In the business that is Major League Baseball, it is hard to know what the future holds for young players trying to break in to the bigs. The Yankees pitching staff has struggled this season, and if T.J. can settle into some consistency, and not give up six runs in an inning, he just might get to wear pinstripes for a while. The Yankees currently have seven players on the disabled list, and the trade deadline is nearing, so in a lot of ways T.J. is currently playing the waiting game.

But that isn't what he is worrying about.

"If you worry about what might happen all the time then it is hard to enjoy the experience," said Beam, who married his longtime girlfriend Lindsay after leaving Ole Miss. "I'm pitching for the New York Yankees.
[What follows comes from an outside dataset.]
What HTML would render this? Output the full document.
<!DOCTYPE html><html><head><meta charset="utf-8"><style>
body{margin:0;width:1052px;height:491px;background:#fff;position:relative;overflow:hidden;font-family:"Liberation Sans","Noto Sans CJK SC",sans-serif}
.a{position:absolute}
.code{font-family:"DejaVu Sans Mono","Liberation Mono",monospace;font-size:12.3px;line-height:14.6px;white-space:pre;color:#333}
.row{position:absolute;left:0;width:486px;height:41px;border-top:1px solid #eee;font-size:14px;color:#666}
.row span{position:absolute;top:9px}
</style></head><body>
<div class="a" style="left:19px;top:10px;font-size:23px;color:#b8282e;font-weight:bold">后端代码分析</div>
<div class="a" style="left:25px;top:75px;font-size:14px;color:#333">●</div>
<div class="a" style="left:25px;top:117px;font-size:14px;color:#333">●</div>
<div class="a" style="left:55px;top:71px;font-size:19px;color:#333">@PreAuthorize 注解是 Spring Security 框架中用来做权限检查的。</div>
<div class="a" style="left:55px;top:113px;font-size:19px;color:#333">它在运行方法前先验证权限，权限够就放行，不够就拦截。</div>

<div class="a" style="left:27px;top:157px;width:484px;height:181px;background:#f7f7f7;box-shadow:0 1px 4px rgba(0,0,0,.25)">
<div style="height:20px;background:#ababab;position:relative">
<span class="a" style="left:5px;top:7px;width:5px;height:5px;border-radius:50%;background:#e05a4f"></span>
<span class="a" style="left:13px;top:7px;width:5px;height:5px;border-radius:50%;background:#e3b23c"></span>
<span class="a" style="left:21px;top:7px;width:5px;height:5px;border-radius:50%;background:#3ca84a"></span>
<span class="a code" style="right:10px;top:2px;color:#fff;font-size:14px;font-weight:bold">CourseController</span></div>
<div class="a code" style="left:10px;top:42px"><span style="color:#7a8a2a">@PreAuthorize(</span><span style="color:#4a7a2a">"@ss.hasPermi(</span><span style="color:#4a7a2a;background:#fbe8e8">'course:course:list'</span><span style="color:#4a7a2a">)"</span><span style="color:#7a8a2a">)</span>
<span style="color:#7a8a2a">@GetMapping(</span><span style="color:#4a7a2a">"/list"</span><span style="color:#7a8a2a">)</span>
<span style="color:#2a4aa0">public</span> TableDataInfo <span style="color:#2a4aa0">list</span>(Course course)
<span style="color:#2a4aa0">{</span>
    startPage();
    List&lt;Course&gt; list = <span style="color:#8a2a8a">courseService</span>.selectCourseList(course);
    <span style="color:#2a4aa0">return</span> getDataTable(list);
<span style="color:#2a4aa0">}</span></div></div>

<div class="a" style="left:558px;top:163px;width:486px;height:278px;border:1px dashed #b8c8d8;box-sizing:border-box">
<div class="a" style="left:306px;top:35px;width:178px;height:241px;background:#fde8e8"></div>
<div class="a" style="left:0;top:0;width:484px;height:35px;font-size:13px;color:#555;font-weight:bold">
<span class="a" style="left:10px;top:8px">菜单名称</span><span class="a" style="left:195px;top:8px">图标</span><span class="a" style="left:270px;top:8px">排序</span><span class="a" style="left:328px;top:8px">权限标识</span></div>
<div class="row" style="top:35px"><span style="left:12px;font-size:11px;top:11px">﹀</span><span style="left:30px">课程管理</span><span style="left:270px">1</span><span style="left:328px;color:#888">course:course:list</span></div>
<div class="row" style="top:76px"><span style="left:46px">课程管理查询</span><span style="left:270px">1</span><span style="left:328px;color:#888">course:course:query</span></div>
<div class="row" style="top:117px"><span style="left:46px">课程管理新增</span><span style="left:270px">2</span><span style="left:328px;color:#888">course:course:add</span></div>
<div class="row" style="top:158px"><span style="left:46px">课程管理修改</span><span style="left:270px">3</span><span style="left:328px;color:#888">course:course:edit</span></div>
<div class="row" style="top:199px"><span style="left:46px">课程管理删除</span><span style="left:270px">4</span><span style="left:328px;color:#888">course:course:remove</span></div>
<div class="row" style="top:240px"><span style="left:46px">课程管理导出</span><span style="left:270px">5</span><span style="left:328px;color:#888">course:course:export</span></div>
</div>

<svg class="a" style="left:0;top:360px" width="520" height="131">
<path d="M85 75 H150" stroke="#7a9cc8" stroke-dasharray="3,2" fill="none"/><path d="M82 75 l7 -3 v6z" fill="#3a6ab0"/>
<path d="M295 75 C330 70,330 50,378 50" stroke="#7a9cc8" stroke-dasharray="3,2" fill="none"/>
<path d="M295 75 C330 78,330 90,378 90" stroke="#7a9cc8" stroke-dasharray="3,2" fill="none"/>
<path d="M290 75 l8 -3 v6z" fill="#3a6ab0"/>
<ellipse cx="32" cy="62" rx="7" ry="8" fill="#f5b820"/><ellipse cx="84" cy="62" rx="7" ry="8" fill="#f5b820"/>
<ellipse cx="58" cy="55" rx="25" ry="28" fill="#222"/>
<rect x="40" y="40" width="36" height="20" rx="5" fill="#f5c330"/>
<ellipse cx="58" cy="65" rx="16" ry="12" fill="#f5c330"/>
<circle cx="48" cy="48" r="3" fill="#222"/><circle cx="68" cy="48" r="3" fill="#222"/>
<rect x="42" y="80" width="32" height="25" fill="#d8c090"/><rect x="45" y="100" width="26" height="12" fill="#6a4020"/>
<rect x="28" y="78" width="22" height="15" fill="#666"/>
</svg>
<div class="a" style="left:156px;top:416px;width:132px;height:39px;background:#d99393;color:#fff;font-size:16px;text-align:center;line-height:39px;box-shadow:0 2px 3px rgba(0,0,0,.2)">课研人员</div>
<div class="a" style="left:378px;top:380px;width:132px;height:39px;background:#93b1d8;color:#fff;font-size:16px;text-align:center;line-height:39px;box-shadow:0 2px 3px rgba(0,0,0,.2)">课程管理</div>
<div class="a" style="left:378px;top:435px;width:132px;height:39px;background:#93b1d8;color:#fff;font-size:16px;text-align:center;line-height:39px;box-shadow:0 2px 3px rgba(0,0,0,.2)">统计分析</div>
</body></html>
It's awesome, just awesome. You hear all the rumors about the big leagues - great stadiums everywhere, five-star hotels, charter jets - and they're all true. Playing in front of 55,000 fans a night is just incredible."

Brian Cashman, the general manager of the Yankees, may be the only man who knows just how long the dream will last for T.J. Beam. And for Cashman, the jury may still be out on Beam. Cashman did say, though, in a recent interview, that he was much more interested in finding more offense before the trading deadline than he was in replacing any pitchers.

"I've seen what is out there," Cashman was quoted as saying recently, "and I don't really think anybody has better young arms than we do."

For an organization with 26 world championships, that is a pretty glowing endorsement. And for T.J…well, he's just living a baseball player's dream.

"Pitching in Yankee Stadium is a dream come true," he said. "Growing up as a kid, everybody is Babe Ruth in their own mind or everyone is a Yankee or everybody wants to play in Yankee Stadium. This is pretty special. I am having a blast, and I just hope it lasts."